Revision: Remove Stage 3
I mentioned previous that Emergency MS provides a powerful deterrence tool against malicious proposals. Whereas I previously defined a timeline for removing Emergency MS, upon further thought it’s too early to be setting arbitrary timeline. For this reason, I’m removing Stage 3 and will leave it to future OCG proposal to remove it, if the community wills.
luzdeltemplo looks like we posted over each other.
I don't think fragmentation thru additional voting options is needed. I believe that 20% minimum quorum with 60% majority approval is a fair compromise, and pretty close to 2nd option you're proposing.
With regards to timeline, I still believe that Stage 2 should extend thru end of Q3 2024 for the following reasons:
- Cooler Loan defaults - End of Q3 2024 encapsulates two additional Cooler Loans deadlines.
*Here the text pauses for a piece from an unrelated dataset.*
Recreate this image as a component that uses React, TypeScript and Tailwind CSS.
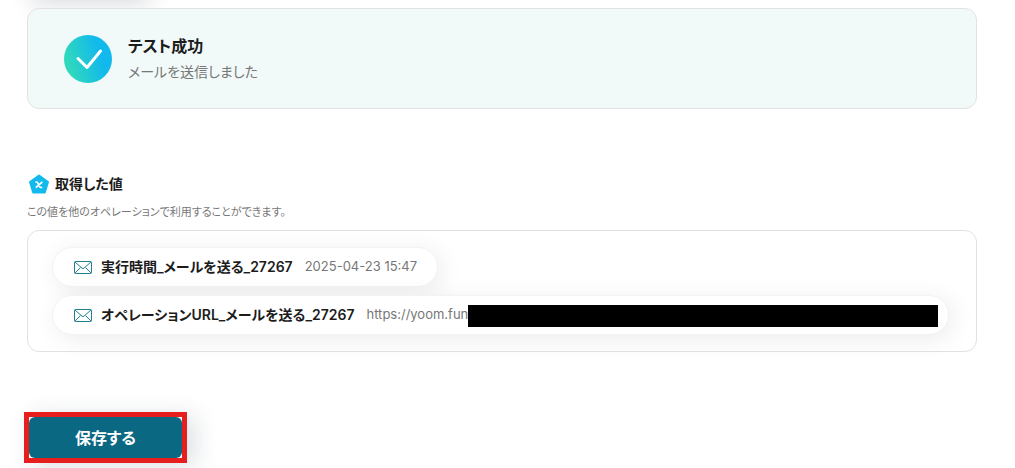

As these deadlines trigger, some % of holders/supply will leave the system. Having more data on this ultimately increases resiliency of the governance system.
- Migration complexity - While RBS 2.0 is an important component, it's only a subset of the entire migration process. There are about 18 roles that have to be migrated to Governor Bravo spanning Kernel, RBS, Staking, TRSRY, MINTR cross chain, OHM bonds and Distributor. To minimize risk, we should migrate these sequentially, observe for a period of time, and then proceed with next set of contracts. Targeting this to be done by June 2024 means we'd have to do several things in parallel, which adds unnecessary risk.
- General system updates - there might be new proposals that come up that require system updates. Case in point, community members are currently asking how we can make OHM votable. While these upgrades should be on-chain executable via OCG, having a DAO MS in the interim significantly reduces implementation complexity.